When your home suffers significant structural damage because of a severe storm or other peril, you may be faced with severe financial pressure especially if your home is not habitable. When policyholders are armed with more information about what to expect during the claims process, this knowledge can demystify the insurance claims process. This blog post provides answers to some more questions about property damage claims.
Why do you need to provide a “sworn proof of loss” form after submitting a claim for property damage?

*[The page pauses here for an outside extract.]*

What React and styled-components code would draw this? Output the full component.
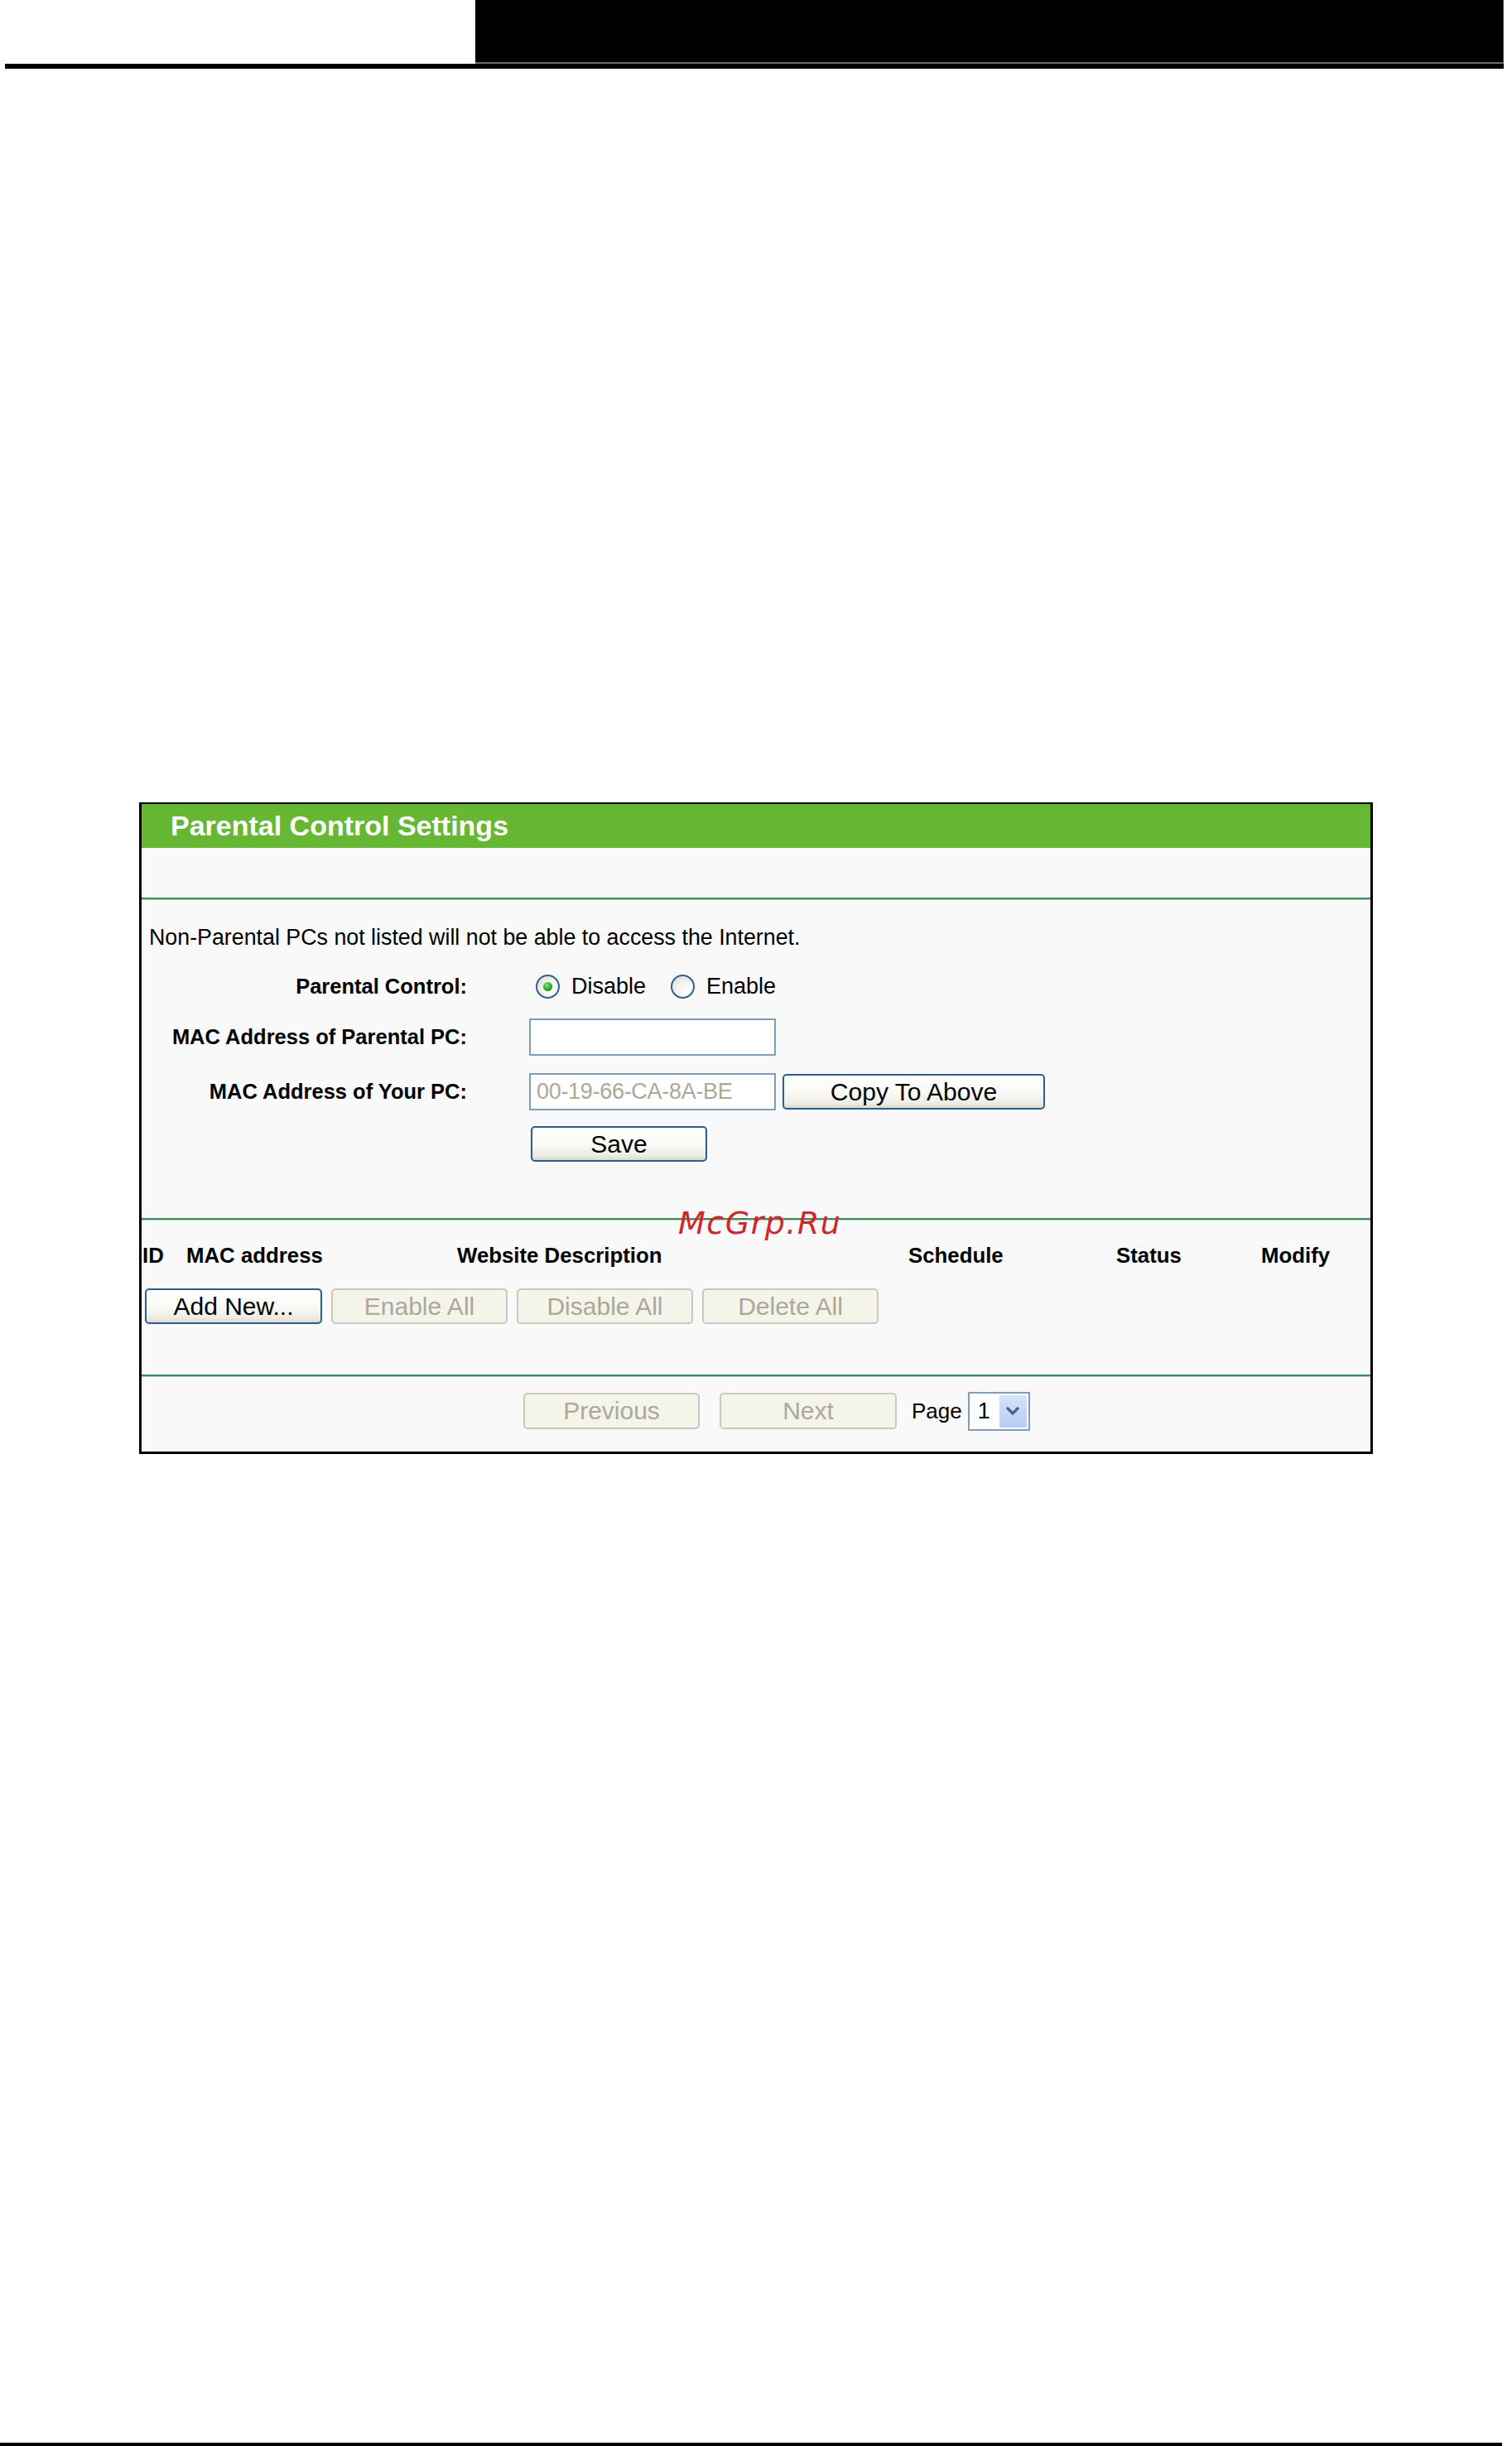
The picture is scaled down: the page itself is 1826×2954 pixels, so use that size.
import React from 'react';
import styled, { createGlobalStyle } from 'styled-components';

const GlobalStyle = createGlobalStyle`
  html, body { margin: 0; padding: 0; background: #ffffff; }
  body { font-family: "Liberation Sans", Arial, sans-serif; color: #000; }
  * { box-sizing: border-box; }
`;

const Page = styled.div`
  width: 1826px;
  height: 2954px;
  display: flex;
  flex-direction: column;
  background: #fff;
`;

const TopBar = styled.div`
  display: flex;
  height: 77px;
`;

const TopSpacer = styled.div`
  width: 574px;
`;

const TopBlack = styled.div`
  width: 1242px;
  background: #000;
  border-bottom: 2px solid #6f6f6f;
  border-right: 1px solid #4a4a4a;
`;

const TopRule = styled.div`
  margin-left: 6px;
  width: 1810px;
  height: 6px;
  background: #000;
`;

const BottomRule = styled.div`
  margin-top: auto;
  width: 1814px;
  height: 4px;
  background: #000;
`;

const Panel = styled.div`
  position: relative;
  margin-top: 886px;
  margin-left: 168px;
  width: 1490px;
  border: 3px solid #000;
  border-top-width: 2px;
  background: #f9f9f9;
`;

const Header = styled.div`
  height: 53px;
  background: #66b834;
  color: #fff;
  font-weight: bold;
  font-size: 34px;
  line-height: 53px;
  padding-left: 35px;
`;

const Band = styled.div`
  height: 60px;
`;

const Divider = styled.div`
  height: 3px;
  border-top: 2px solid #3e8c5b;
  border-bottom: 1px solid #a9d1b3;
`;

const Section = styled.div`
  padding-top: ${(p) => p.$pt}px;
  padding-bottom: ${(p) => p.$pb}px;
`;

const Note = styled.div`
  height: 32px;
  line-height: 32px;
  font-size: 26.8px;
  padding-left: 9px;
`;

const FormRow = styled.div`
  display: flex;
  align-items: center;
  gap: 75px;
  height: ${(p) => p.$h}px;
  margin-top: ${(p) => p.$mt}px;
`;

const Label = styled.div`
  width: 393px;
  text-align: right;
  font-weight: bold;
  font-size: 25.5px;
`;

const Value = styled.div`
  display: flex;
  align-items: center;
`;

const RadioGroup = styled.label`
  display: flex;
  align-items: center;
  font-size: 27px;
  margin-left: ${(p) => p.$ml}px;
`;

const RadioCircle = styled.span`
  position: relative;
  width: 29px;
  height: 29px;
  border-radius: 50%;
  border: 2px solid #2f6191;
  background: radial-gradient(circle at 70% 70%, #ffffff 0%, #f4f3ef 45%, #d8d6cc 100%);
  margin-right: 14px;
  display: flex;
  align-items: center;
  justify-content: center;
  flex-shrink: 0;
`;

const RadioDot = styled.span`
  width: 11px;
  height: 11px;
  border-radius: 50%;
  background: radial-gradient(circle at 40% 35%, #7fe07f 0%, #27a327 60%, #1a7d1a 100%);
`;

const TextInput = styled.div`
  width: 298px;
  height: 45px;
  border: 2px solid #7f9db9;
  background: #fff;
  font-size: 27px;
  line-height: 41px;
  padding-left: 7px;
  color: ${(p) => (p.$disabled ? '#aca899' : '#000')};
  letter-spacing: -0.3px;
`;

const Button = styled.div`
  width: ${(p) => p.$w}px;
  height: ${(p) => p.$h || 43}px;
  margin-left: ${(p) => p.$ml || 0}px;
  border-radius: 5px;
  display: flex;
  align-items: center;
  justify-content: center;
  font-size: 30px;
  flex-shrink: 0;
  border: 2px solid ${(p) => (p.$disabled ? '#cbc9bd' : '#2b5d8f')};
  color: ${(p) => (p.$disabled ? '#aca899' : '#000')};
  background: ${(p) =>
    p.$disabled
      ? '#f5f4ea'
      : 'linear-gradient(#ffffff 0%, #fafaf7 50%, #eeede5 85%, #dcd8cc 100%)'};
`;

const TableHead = styled.div`
  display: grid;
  grid-template-columns: 53px 327px 545px 251px 175px 1fr;
  align-items: center;
  height: 44px;
  margin-top: 20px;
  padding-left: 1px;
  font-weight: bold;
  font-size: 25.8px;
`;

const ButtonRow = styled.div`
  display: flex;
  gap: 11px;
  margin-top: 18px;
  padding-left: 4px;
`;

const Pager = styled.div`
  display: flex;
  align-items: center;
  height: 44px;
  padding-left: 461px;
`;

const PageText = styled.span`
  font-size: 26px;
  margin-left: 18px;
  margin-right: 7px;
`;

const Select = styled.div`
  width: 75px;
  height: 47px;
  border: 2px solid #7f9db9;
  background: #fff;
  display: flex;
  align-items: stretch;
  padding: 2px;
`;

const SelectValue = styled.div`
  flex: 1;
  font-size: 27px;
  display: flex;
  align-items: center;
  padding-left: 8px;
`;

const SelectArrow = styled.div`
  width: 33px;
  border-radius: 2px;
  background: linear-gradient(#d6e3fb, #b6cbf5);
  display: flex;
  align-items: center;
  justify-content: center;
`;

const Watermark = styled.div`
  position: absolute;
  left: 648px;
  top: 487px;
  font-family: "DejaVu Sans", sans-serif;
  font-style: italic;
  font-size: 38px;
  line-height: 1;
  letter-spacing: 1.5px;
  color: #d0262b;
  pointer-events: none;
`;

function Radio({ checked, label, ml }) {
  return (
    <RadioGroup $ml={ml}>
      <RadioCircle>{checked && <RadioDot />}</RadioCircle>
      {label}
    </RadioGroup>
  );
}

export default function App() {
  return (
    <>
      <GlobalStyle />
      <Page>
        <TopBar>
          <TopSpacer />
          <TopBlack />
        </TopBar>
        <TopRule />
        <Panel>
          <Header>Parental Control Settings</Header>
          <Band />
          <Divider />
          <Section $pt={29} $pb={68}>
            <Note>Non-Parental PCs not listed will not be able to access the Internet.</Note>
            <FormRow $h={54} $mt={16}>
              <Label>Parental Control:</Label>
              <Value>
                <Radio checked label="Disable" ml={8} />
                <Radio label="Enable" ml={30} />
              </Value>
            </FormRow>
            <FormRow $h={45} $mt={12}>
              <Label>MAC Address of Parental PC:</Label>
              <Value>
                <TextInput />
              </Value>
            </FormRow>
            <FormRow $h={45} $mt={21}>
              <Label>MAC Address of Your PC:</Label>
              <Value>
                <TextInput $disabled>00-19-66-CA-8A-BE</TextInput>
                <Button $w={317} $ml={8}>Copy To Above</Button>
              </Value>
            </FormRow>
            <FormRow $h={43} $mt={19}>
              <Label />
              <Value>
                <Button $w={213} $ml={2}>Save</Button>
              </Value>
            </FormRow>
          </Section>
          <Divider />
          <Section $pt={0} $pb={61}>
            <TableHead>
              <span>ID</span>
              <span>MAC address</span>
              <span>Website Description</span>
              <span>Schedule</span>
              <span>Status</span>
              <span>Modify</span>
            </TableHead>
            <ButtonRow>
              <Button $w={214}>Add New...</Button>
              <Button $w={213} $disabled>Enable All</Button>
              <Button $w={213} $disabled>Disable All</Button>
              <Button $w={213} $disabled>Delete All</Button>
            </ButtonRow>
          </Section>
          <Divider />
          <Section $pt={19} $pb={27}>
            <Pager>
              <Button $w={213} $h={44} $disabled>Previous</Button>
              <Button $w={214} $h={44} $ml={24} $disabled>Next</Button>
              <PageText>Page</PageText>
              <Select>
                <SelectValue>1</SelectValue>
                <SelectArrow>
                  <svg width="16" height="11" viewBox="0 0 16 11">
                    <path d="M2 2 L8 8 L14 2" fill="none" stroke="#4a5f8c" strokeWidth="3.2" strokeLinecap="square" />
                  </svg>
                </SelectArrow>
              </Select>
            </Pager>
          </Section>
          <Watermark>McGrp.Ru</Watermark>
        </Panel>
        <BottomRule />
      </Page>
    </>
  );
}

If you have homeowners insurance that covers a peril like a hurricane or fire, you will be required to comply with certain post-loss conditions. When a homeowner fails to comply with these conditions, the insurance carrier will frequently use non-compliance as a basis for denying the claim. One of the most important post-loss conditions is the requirement that the insured provide a sworn proof of loss. The form must detail your damages and the value of the loss.
Do policyholders need special wind coverage?
Although a number of policies contain coverage for perils related to storms like hail or wind, you might need to purchase special coverage if you live in areas particularly prone to such risks like near the coastline.
Does your flood coverage pay for damage to your basement?
Flood coverage will provide compensation for certain types of losses involving basements, but some forms of loss to personal property or the structure are not covered. Appliances and other items like washing machines, freezers, HVAC systems, dryers and certain utilities might be covered under your policy, but furniture, carpeting and flooring might not be covered.
Will you be required to pay more than one deductible if you make a claim for both structural damage and personal property damage?
How do you take care of your finances and documents in the event of a hurricane or other form of national disaster?
When a hurricane or other serious natural disaster occurs, your access to financial institutions or ATMs might be limited. If a hurricane is predicted, you might want to withdraw cash prior to the storm and ensure that you have a credit card with available credit to obtain necessities and supplies. Financial and legal documents should be kept in a safe place that you can access if the city is shutdown.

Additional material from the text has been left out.